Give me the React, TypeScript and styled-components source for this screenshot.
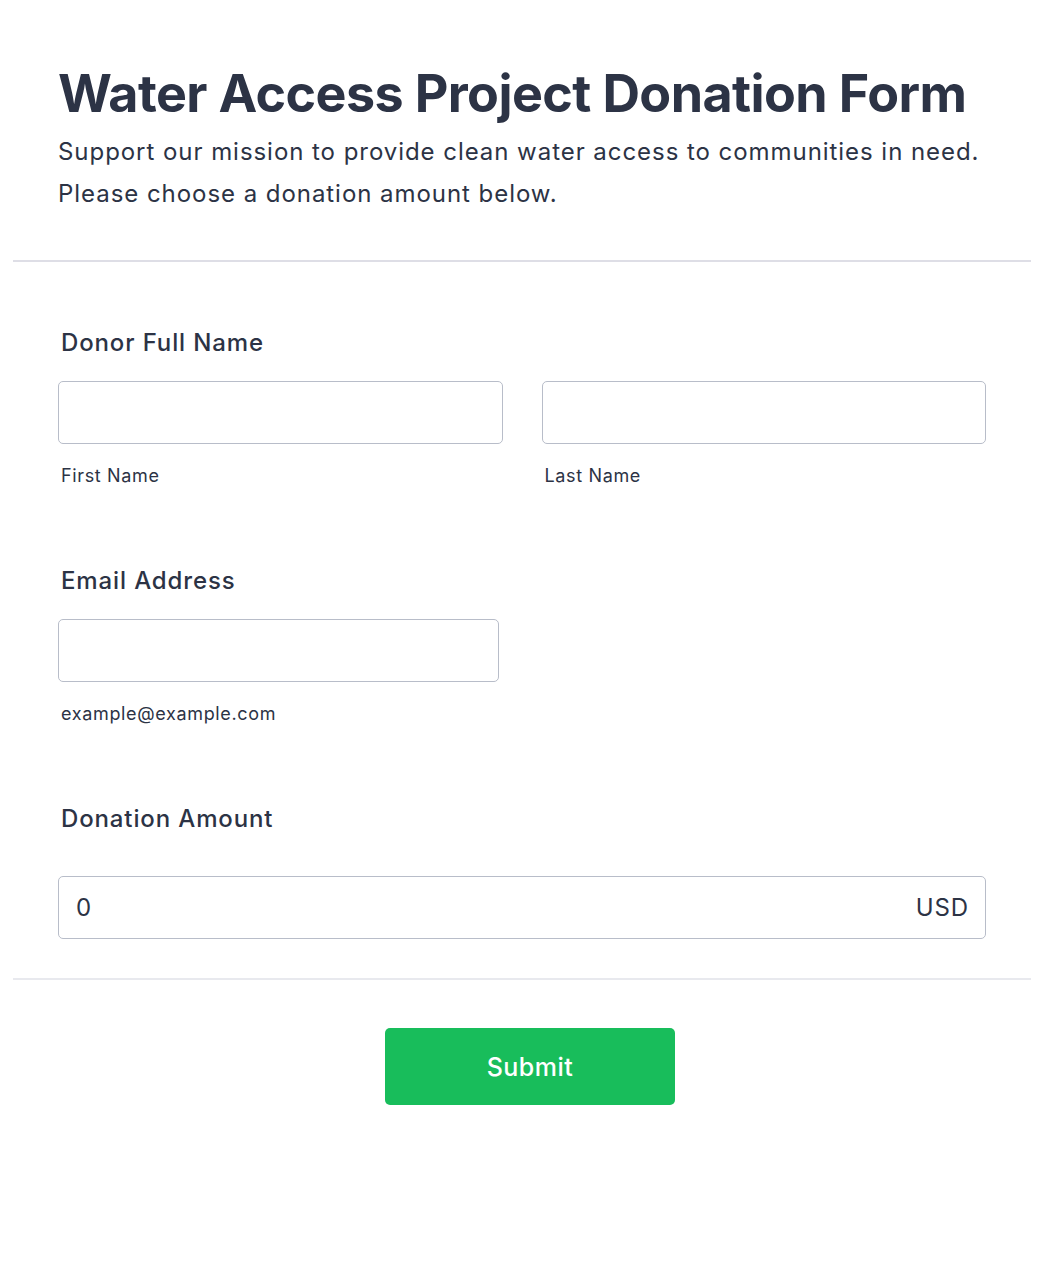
import React from "react";
import styled, { createGlobalStyle } from "styled-components";

const GlobalStyle = createGlobalStyle`
  * { box-sizing: border-box; }
  body {
    margin: 0;
    background: #fff;
    font-family: Inter, "Noto Sans", "Liberation Sans", sans-serif;
    color: #2c3345;
  }
`;

function App() {
  return (
    <>
      <GlobalStyle />
      <Form>
        <Header>
          <Title>Water Access Project Donation Form</Title>
          <Subtitle>
            Support our mission to provide clean water access to communities in need.
            <br />
            Please choose a donation amount below.
          </Subtitle>
        </Header>

        <Fields>
          <Field $gap={78}>
            <Label>Donor Full Name</Label>
            <Row>
              <Col>
                <Input type="text" />
                <SubLabel>First Name</SubLabel>
              </Col>
              <Col>
                <Input type="text" />
                <SubLabel>Last Name</SubLabel>
              </Col>
            </Row>
          </Field>

          <Field $gap={78}>
            <Label>Email Address</Label>
            <Col $width="441px">
              <Input type="email" />
              <SubLabel>example@example.com</SubLabel>
            </Col>
          </Field>

          <Field $gap={39}>
            <Label $space={42}>Donation Amount</Label>
            <AmountBox>
              <AmountInput type="text" defaultValue="0" />
              <Currency>USD</Currency>
            </AmountBox>
          </Field>
        </Fields>

        <Footer>
          <SubmitButton type="button">Submit</SubmitButton>
        </Footer>
      </Form>
    </>
  );
}

const Form = styled.form`
  margin: 0 13px;
  padding-bottom: 180px;
`;

const Header = styled.div`
  padding: 63px 45px 45px;
  border-bottom: 2px solid #dedee6;
`;

const Title = styled.h1`
  margin: 0;
  font-size: 52px;
  line-height: 62px;
  font-weight: 700;
  letter-spacing: -0.6px;
`;

const Subtitle = styled.p`
  margin: 6px 0 0;
  font-size: 24px;
  line-height: 42px;
  font-weight: 400;
  letter-spacing: 0.95px;
`;

const Fields = styled.div`
  padding: 66px 45px 0;
  border-bottom: 2px solid #e8e9ee;
`;

const Field = styled.div<{ $gap: number }>`
  display: flex;
  flex-direction: column;
  padding-bottom: ${(p) => p.$gap}px;
`;

const Label = styled.label<{ $space?: number }>`
  display: block;
  padding-left: 3px;
  font-size: 24px;
  line-height: 30px;
  font-weight: 500;
  letter-spacing: 0.87px;
  margin-bottom: ${(p) => p.$space ?? 23}px;
`;

const Row = styled.div`
  display: grid;
  grid-template-columns: 1fr 1fr;
  gap: 39px;
`;

const Col = styled.div<{ $width?: string }>`
  display: flex;
  flex-direction: column;
  width: ${(p) => p.$width || "auto"};
`;

const Input = styled.input`
  height: 63px;
  width: 100%;
  border: 1px solid #b8bdc9;
  border-radius: 5px;
  background: #fff;
  font: inherit;
  font-size: 24px;
  padding: 0 17px;
  color: #2c3345;
  outline: none;
`;

const SubLabel = styled.span`
  display: block;
  padding-left: 3px;
  margin-top: 20px;
  font-size: 18px;
  line-height: 24px;
  letter-spacing: 0.65px;
  color: #2c3345;
`;

const AmountBox = styled.div`
  display: flex;
  align-items: center;
  height: 63px;
  border: 1px solid #b8bdc9;
  border-radius: 5px;
  padding: 0 16px 0 17px;
`;

const AmountInput = styled.input`
  flex: 1;
  border: none;
  outline: none;
  background: transparent;
  font: inherit;
  font-size: 24px;
  letter-spacing: 0.9px;
  color: #2c3345;
  padding: 0;
`;

const Currency = styled.span`
  font-size: 24px;
  letter-spacing: 0.9px;
  color: #2c3345;
`;

const Footer = styled.div`
  display: flex;
  justify-content: center;
  padding: 48px 0 0 16px;
`;

const SubmitButton = styled.button`
  width: 290px;
  height: 77px;
  border: none;
  border-radius: 5px;
  background: #18bd5b;
  color: #fff;
  font-family: inherit;
  font-size: 25px;
  font-weight: 500;
  letter-spacing: 0.5px;
  cursor: pointer;
`;

export default App;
- - -
• **WHAT NEEDS TO BE DONE**
Transcribe the whole listing exactly. Pictures stay out of your copy.

• **EXPECTED OUTPUT**
Give me the React, TypeScript and styled-components source for this screenshot.
import React from "react";
import styled, { createGlobalStyle } from "styled-components";

const GlobalStyle = createGlobalStyle`
  * { box-sizing: border-box; }
  body {
    margin: 0;
    background: #fff;
    font-family: Inter, "Noto Sans", "Liberation Sans", sans-serif;
    color: #2c3345;
  }
`;

function App() {
  return (
    <>
      <GlobalStyle />
      <Form>
        <Header>
          <Title>Water Access Project Donation Form</Title>
          <Subtitle>
            Support our mission to provide clean water access to communities in need.
            <br />
            Please choose a donation amount below.
          </Subtitle>
        </Header>

        <Fields>
          <Field $gap={78}>
            <Label>Donor Full Name</Label>
            <Row>
              <Col>
                <Input type="text" />
                <SubLabel>First Name</SubLabel>
              </Col>
              <Col>
                <Input type="text" />
                <SubLabel>Last Name</SubLabel>
              </Col>
            </Row>
          </Field>

          <Field $gap={78}>
            <Label>Email Address</Label>
            <Col $width="441px">
              <Input type="email" />
              <SubLabel>example@example.com</SubLabel>
            </Col>
          </Field>

          <Field $gap={39}>
            <Label $space={42}>Donation Amount</Label>
            <AmountBox>
              <AmountInput type="text" defaultValue="0" />
              <Currency>USD</Currency>
            </AmountBox>
          </Field>
        </Fields>

        <Footer>
          <SubmitButton type="button">Submit</SubmitButton>
        </Footer>
      </Form>
    </>
  );
}

const Form = styled.form`
  margin: 0 13px;
  padding-bottom: 180px;
`;

const Header = styled.div`
  padding: 63px 45px 45px;
  border-bottom: 2px solid #dedee6;
`;

const Title = styled.h1`
  margin: 0;
  font-size: 52px;
  line-height: 62px;
  font-weight: 700;
  letter-spacing: -0.6px;
`;

const Subtitle = styled.p`
  margin: 6px 0 0;
  font-size: 24px;
  line-height: 42px;
  font-weight: 400;
  letter-spacing: 0.95px;
`;

const Fields = styled.div`
  padding: 66px 45px 0;
  border-bottom: 2px solid #e8e9ee;
`;

const Field = styled.div<{ $gap: number }>`
  display: flex;
  flex-direction: column;
  padding-bottom: ${(p) => p.$gap}px;
`;

const Label = styled.label<{ $space?: number }>`
  display: block;
  padding-left: 3px;
  font-size: 24px;
  line-height: 30px;
  font-weight: 500;
  letter-spacing: 0.87px;
  margin-bottom: ${(p) => p.$space ?? 23}px;
`;

const Row = styled.div`
  display: grid;
  grid-template-columns: 1fr 1fr;
  gap: 39px;
`;

const Col = styled.div<{ $width?: string }>`
  display: flex;
  flex-direction: column;
  width: ${(p) => p.$width || "auto"};
`;

const Input = styled.input`
  height: 63px;
  width: 100%;
  border: 1px solid #b8bdc9;
  border-radius: 5px;
  background: #fff;
  font: inherit;
  font-size: 24px;
  padding: 0 17px;
  color: #2c3345;
  outline: none;
`;

const SubLabel = styled.span`
  display: block;
  padding-left: 3px;
  margin-top: 20px;
  font-size: 18px;
  line-height: 24px;
  letter-spacing: 0.65px;
  color: #2c3345;
`;

const AmountBox = styled.div`
  display: flex;
  align-items: center;
  height: 63px;
  border: 1px solid #b8bdc9;
  border-radius: 5px;
  padding: 0 16px 0 17px;
`;

const AmountInput = styled.input`
  flex: 1;
  border: none;
  outline: none;
  background: transparent;
  font: inherit;
  font-size: 24px;
  letter-spacing: 0.9px;
  color: #2c3345;
  padding: 0;
`;

const Currency = styled.span`
  font-size: 24px;
  letter-spacing: 0.9px;
  color: #2c3345;
`;

const Footer = styled.div`
  display: flex;
  justify-content: center;
  padding: 48px 0 0 16px;
`;

const SubmitButton = styled.button`
  width: 290px;
  height: 77px;
  border: none;
  border-radius: 5px;
  background: #18bd5b;
  color: #fff;
  font-family: inherit;
  font-size: 25px;
  font-weight: 500;
  letter-spacing: 0.5px;
  cursor: pointer;
`;

export default App;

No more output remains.